If you're familiar with baseball history, you know that these insane strikeout-to-walk ratios are a byproduct of modern baseball: Better pitchers who throw harder combined with hitters willing to trade strikeouts for home runs. For those of you who have played in any kind of Strat-O-Matic or other simulation league, you'll know that for decades a 2-1 strikeout-to-walk ratio was considered pretty good. I recently played in a 1976 league and of the 88 qualified starting pitchers that season, only 26 had a 2-1 or better ratio and only six were 3-1 or better (and many of the nonqualifiers had more walks than strikeouts).

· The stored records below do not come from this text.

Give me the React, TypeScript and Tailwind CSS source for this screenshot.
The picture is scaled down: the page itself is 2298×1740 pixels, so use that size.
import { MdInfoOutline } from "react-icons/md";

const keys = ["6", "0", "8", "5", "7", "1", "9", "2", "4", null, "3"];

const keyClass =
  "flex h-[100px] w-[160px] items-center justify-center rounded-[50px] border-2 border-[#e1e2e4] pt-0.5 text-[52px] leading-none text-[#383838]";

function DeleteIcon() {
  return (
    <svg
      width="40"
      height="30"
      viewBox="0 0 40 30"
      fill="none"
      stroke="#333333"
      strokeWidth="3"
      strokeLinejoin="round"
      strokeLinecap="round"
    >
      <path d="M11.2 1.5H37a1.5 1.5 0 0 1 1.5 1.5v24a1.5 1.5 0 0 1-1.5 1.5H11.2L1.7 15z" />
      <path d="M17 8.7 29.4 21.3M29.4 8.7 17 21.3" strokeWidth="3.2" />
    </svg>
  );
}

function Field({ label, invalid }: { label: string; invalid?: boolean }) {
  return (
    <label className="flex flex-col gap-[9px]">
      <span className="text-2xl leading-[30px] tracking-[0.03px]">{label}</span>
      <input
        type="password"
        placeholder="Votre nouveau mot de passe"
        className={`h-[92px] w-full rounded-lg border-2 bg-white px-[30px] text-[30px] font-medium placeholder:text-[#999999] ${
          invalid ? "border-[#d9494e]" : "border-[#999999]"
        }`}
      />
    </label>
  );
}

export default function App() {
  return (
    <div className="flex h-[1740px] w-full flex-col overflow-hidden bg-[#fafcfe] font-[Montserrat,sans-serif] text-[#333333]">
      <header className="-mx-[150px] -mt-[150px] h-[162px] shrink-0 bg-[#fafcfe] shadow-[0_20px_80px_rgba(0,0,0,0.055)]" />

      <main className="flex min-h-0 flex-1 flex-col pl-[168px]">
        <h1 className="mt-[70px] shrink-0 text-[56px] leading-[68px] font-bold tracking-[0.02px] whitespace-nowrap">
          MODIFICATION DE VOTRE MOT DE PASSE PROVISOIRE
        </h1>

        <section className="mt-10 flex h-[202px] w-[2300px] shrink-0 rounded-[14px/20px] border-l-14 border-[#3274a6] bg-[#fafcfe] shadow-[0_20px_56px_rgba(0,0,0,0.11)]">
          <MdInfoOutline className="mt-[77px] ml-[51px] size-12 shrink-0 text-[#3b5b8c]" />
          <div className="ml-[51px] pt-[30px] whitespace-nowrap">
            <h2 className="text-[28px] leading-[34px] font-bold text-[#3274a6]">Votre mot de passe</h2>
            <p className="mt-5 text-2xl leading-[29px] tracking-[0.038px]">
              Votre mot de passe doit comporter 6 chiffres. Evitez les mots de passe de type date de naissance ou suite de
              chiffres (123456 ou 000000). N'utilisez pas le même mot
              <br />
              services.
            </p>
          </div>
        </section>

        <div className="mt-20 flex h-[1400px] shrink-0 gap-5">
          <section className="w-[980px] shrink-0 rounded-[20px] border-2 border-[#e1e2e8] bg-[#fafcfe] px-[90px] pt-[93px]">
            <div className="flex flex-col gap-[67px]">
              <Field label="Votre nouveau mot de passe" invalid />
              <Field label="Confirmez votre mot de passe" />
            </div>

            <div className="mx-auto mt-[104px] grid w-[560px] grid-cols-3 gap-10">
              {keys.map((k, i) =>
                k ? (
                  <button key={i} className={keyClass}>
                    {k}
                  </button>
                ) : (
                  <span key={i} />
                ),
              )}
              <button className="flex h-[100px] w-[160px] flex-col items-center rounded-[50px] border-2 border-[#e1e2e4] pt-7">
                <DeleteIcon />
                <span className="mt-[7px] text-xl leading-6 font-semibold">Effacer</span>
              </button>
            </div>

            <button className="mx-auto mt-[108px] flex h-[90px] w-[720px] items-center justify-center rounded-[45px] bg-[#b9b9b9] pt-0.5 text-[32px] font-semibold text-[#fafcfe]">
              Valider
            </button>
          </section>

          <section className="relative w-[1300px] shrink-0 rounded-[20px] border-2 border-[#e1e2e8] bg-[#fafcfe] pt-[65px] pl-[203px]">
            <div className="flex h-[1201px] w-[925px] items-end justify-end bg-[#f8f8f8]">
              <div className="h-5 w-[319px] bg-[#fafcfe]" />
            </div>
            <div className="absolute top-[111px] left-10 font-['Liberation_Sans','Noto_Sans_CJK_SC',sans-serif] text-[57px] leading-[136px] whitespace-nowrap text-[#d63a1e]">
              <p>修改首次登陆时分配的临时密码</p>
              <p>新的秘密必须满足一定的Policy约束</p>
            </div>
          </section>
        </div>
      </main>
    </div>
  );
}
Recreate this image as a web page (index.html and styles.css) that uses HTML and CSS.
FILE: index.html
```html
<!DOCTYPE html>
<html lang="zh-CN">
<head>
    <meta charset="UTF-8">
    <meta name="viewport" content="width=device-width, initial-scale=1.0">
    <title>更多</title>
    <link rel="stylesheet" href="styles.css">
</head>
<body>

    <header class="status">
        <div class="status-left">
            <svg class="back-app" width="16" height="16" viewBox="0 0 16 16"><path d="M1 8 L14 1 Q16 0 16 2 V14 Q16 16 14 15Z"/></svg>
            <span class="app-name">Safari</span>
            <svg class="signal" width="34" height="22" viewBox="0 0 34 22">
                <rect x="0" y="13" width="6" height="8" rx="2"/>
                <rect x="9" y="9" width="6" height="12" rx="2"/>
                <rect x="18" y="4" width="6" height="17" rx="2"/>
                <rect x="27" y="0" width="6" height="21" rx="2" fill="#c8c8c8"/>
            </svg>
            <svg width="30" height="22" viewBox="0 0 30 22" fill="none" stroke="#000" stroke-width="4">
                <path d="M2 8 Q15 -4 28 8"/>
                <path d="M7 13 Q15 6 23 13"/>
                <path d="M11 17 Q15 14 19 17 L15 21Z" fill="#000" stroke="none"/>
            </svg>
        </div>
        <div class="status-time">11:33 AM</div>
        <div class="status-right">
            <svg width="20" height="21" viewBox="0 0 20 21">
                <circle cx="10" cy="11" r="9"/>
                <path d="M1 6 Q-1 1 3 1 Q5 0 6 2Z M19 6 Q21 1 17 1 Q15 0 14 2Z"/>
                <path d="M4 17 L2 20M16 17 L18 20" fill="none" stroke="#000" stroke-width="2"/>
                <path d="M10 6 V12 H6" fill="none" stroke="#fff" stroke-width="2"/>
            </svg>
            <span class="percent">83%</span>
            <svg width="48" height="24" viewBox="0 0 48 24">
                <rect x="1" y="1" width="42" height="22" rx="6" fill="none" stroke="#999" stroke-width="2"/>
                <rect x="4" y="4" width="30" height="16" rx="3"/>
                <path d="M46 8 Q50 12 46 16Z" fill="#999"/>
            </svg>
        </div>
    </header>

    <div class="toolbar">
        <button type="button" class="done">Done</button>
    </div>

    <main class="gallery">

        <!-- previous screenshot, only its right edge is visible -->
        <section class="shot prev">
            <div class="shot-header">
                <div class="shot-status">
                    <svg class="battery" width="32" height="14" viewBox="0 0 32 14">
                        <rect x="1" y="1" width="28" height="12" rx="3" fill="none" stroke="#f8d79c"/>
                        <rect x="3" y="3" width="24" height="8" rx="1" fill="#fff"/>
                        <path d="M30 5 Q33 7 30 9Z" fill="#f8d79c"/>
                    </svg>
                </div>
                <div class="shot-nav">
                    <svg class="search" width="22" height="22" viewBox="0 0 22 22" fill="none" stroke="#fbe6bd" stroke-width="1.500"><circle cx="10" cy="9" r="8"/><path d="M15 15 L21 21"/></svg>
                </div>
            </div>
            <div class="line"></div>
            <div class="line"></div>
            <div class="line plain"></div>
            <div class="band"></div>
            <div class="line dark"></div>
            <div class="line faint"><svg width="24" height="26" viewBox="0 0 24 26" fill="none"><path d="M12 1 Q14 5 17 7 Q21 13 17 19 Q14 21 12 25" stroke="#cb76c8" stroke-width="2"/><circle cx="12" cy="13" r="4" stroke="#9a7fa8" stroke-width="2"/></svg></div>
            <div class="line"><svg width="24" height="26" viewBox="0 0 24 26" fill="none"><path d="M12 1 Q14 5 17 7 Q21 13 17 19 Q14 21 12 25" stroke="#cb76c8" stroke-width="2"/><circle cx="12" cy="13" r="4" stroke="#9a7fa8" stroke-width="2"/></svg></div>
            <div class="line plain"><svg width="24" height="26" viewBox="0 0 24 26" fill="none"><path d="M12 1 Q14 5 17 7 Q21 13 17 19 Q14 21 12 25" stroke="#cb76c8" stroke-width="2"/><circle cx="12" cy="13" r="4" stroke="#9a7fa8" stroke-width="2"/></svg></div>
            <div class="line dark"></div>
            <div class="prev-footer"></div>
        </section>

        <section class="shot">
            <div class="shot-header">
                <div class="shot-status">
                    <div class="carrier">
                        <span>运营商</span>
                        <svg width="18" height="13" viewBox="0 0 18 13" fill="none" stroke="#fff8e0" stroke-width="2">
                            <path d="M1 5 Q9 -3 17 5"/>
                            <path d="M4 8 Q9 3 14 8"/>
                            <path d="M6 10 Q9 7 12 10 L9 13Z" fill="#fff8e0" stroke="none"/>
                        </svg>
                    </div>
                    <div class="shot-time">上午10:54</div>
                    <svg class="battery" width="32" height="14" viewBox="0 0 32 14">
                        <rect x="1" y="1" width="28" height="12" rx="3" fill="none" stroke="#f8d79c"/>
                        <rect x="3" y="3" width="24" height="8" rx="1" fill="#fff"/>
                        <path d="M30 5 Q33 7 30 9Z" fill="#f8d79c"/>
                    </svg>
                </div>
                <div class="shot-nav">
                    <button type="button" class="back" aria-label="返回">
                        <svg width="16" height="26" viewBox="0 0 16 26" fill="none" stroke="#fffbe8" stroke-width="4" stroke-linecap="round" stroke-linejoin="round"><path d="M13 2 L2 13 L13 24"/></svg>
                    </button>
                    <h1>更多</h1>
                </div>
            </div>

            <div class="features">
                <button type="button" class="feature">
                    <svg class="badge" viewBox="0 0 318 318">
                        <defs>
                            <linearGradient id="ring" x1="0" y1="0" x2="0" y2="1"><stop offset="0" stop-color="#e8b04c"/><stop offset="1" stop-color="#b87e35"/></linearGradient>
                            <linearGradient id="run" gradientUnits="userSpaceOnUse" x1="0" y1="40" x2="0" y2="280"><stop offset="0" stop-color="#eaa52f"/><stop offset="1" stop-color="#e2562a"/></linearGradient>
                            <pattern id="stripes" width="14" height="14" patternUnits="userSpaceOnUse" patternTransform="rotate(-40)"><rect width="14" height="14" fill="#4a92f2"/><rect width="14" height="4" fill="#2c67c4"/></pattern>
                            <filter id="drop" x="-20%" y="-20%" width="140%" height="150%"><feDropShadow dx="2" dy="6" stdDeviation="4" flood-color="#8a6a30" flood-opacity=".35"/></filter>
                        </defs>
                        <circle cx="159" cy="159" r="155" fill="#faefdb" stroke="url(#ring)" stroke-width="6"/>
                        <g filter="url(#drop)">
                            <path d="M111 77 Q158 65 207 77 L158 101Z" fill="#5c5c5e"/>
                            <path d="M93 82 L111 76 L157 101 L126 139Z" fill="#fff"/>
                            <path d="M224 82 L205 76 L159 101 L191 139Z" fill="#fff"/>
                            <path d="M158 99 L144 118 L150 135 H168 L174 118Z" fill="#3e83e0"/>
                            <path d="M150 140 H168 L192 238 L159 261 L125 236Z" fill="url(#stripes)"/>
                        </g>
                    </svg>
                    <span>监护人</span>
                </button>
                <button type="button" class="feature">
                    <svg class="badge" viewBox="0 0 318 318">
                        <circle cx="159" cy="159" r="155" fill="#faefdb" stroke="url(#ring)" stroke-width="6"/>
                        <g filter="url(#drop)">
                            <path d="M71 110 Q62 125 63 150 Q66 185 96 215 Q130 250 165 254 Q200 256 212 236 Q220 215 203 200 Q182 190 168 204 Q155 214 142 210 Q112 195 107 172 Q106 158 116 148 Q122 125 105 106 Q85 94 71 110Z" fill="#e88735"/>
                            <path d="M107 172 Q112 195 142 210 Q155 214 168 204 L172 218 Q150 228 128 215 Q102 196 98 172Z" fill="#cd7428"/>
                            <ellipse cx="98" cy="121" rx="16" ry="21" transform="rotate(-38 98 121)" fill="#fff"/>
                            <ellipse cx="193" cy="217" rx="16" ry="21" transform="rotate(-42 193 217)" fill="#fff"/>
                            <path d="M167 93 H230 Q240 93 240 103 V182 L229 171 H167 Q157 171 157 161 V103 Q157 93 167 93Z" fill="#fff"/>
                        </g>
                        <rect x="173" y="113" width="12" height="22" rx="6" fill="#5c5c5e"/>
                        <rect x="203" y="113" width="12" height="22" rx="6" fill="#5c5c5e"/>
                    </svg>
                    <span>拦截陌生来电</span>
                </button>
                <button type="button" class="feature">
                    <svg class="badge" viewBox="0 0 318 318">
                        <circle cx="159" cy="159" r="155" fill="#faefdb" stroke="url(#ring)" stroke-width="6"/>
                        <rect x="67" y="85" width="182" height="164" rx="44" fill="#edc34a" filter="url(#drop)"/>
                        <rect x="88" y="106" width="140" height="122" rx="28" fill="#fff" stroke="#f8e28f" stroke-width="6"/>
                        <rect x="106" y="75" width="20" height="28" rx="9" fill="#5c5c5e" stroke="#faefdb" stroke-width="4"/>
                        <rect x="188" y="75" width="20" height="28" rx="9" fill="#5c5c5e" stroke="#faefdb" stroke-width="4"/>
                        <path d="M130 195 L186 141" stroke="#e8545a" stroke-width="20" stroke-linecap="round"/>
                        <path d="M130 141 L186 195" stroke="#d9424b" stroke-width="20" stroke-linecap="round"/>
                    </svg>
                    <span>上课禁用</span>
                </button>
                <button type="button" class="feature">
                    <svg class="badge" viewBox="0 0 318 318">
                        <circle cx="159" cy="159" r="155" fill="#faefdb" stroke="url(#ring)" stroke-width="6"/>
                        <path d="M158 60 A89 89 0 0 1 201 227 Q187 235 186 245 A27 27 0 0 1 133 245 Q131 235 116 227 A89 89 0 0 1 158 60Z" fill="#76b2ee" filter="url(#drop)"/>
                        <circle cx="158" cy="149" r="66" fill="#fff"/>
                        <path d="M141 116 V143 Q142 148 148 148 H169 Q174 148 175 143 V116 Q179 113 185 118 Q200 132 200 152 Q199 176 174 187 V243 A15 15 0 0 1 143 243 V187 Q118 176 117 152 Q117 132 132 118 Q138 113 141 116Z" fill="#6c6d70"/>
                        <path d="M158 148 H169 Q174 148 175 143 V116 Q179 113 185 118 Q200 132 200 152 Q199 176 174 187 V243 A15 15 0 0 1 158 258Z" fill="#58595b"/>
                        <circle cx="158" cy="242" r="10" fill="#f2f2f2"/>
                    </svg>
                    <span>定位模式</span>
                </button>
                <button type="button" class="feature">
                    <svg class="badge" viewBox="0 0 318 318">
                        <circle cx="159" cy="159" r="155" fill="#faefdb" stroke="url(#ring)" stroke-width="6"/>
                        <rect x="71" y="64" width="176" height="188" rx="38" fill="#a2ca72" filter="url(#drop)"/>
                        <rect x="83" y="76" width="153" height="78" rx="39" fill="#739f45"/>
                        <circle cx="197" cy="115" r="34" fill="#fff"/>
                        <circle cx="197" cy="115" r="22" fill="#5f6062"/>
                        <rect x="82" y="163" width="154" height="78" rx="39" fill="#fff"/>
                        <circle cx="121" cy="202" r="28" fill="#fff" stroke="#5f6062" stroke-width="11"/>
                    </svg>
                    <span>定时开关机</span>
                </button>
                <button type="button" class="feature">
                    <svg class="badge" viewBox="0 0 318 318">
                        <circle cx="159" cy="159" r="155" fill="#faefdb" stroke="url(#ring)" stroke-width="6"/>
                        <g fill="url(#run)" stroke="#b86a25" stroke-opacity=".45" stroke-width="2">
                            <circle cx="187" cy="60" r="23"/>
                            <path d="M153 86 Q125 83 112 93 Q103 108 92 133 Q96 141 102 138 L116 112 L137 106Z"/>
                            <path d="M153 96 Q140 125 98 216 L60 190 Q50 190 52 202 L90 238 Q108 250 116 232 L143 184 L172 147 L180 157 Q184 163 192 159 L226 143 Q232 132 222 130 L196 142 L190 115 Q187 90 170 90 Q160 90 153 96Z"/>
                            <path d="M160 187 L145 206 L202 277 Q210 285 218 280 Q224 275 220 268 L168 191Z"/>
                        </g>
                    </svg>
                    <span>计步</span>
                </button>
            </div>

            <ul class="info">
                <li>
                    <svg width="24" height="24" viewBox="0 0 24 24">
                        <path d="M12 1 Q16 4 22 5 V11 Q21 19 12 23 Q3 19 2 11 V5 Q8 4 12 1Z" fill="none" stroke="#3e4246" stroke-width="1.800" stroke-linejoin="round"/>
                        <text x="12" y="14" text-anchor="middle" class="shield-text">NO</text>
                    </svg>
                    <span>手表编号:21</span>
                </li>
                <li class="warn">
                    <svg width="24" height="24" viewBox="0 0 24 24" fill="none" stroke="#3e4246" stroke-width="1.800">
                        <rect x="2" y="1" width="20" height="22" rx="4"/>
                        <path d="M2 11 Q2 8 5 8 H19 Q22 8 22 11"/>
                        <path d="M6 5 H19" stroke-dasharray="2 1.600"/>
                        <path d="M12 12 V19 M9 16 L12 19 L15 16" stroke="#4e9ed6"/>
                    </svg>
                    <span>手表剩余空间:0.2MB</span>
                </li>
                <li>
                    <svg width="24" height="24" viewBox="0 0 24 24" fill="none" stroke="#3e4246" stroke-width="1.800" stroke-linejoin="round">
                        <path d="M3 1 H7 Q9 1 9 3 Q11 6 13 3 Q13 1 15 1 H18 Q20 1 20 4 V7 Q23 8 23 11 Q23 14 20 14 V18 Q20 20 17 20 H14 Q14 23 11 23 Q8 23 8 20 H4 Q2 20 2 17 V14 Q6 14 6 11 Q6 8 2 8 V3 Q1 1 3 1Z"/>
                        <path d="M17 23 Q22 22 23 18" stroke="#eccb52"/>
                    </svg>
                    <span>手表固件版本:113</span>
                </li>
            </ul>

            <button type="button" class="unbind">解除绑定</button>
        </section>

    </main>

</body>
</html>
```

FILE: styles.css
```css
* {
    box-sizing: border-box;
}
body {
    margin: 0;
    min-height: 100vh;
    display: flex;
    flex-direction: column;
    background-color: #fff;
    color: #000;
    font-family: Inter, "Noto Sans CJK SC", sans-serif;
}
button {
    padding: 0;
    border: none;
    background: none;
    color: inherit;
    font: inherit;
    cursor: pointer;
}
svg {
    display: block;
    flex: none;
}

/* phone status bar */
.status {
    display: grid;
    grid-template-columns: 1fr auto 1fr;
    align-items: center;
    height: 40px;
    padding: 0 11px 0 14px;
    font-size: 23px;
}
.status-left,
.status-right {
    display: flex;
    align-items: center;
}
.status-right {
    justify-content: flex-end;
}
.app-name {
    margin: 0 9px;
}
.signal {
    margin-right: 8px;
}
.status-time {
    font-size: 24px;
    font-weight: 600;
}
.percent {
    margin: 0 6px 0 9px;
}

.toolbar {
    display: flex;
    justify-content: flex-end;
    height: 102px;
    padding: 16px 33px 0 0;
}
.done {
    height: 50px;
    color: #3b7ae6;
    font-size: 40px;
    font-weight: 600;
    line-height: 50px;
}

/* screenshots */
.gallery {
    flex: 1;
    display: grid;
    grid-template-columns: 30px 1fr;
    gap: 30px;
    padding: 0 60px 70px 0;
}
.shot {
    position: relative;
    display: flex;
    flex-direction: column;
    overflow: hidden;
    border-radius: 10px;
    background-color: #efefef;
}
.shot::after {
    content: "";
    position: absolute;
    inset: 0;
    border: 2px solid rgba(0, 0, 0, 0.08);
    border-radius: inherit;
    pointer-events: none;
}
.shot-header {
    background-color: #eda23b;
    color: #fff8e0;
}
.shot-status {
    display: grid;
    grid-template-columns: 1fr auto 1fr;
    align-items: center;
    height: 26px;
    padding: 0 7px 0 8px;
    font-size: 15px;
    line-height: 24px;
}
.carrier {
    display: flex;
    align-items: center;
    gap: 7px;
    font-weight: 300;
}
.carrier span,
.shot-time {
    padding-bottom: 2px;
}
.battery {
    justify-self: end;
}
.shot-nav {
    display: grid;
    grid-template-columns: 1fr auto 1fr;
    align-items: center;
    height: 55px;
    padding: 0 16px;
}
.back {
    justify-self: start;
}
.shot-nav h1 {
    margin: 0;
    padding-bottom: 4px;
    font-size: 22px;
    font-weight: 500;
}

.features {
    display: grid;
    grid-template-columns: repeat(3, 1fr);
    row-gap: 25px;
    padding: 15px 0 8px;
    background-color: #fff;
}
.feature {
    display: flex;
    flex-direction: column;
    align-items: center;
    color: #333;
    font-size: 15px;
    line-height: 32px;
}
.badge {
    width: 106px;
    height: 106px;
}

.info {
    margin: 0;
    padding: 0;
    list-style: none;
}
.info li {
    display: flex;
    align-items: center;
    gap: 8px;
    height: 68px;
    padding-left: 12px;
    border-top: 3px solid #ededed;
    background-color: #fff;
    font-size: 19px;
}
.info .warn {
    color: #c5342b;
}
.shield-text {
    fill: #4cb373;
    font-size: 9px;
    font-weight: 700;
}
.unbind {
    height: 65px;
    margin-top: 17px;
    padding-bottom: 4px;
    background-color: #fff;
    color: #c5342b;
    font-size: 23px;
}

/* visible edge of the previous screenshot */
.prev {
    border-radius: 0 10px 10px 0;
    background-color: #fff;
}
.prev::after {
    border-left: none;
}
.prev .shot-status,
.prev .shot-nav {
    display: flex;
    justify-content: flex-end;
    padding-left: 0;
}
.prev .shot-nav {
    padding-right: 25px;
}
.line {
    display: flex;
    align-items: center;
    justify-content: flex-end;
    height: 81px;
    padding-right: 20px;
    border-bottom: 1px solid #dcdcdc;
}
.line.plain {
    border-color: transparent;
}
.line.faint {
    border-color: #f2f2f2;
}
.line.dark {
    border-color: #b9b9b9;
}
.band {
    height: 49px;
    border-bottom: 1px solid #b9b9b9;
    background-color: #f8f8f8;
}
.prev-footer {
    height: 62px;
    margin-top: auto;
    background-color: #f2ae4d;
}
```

Here's a chart of the evolving nature of the game, focusing just on pitchers who qualified for the ERA title:
Porcello's league-leading figure last year was actually pretty low for recent seasons, the lowest since Roy Halladay in 2008. Clayton Kershaw would have shattered the record with 15.64 strikeouts for each walk (172-to-11), but he only threw 149 innings.
Here's another way of looking at the dominant ratio of today's pitchers, the top 15 single-season leaders in strikeout percentage minus walk percentage:
OK, I cheated and included Kershaw's 2016 season even though he didn't pitch enough innings. Anyway, Samardzija is third this season behind Sale and Scherzer at 25.5 percent, which could crack the top 20 of all time. Only three pre-1995 seasons crack the top 50: 1965 Sandy Koufax, 1984 Dwight Gooden, 1986 Mike Scott.
Of course, despite all those strikeouts and not issuing many walks, Samardzija's season ERA is just 4.29. His strand rate of 66.7 percent is 10th-worst among starters, and he has allowed fewer than three runs just three times in 12 starts. This seems to prove there's more to pitching in 2017 than simply striking out a lot of hitters.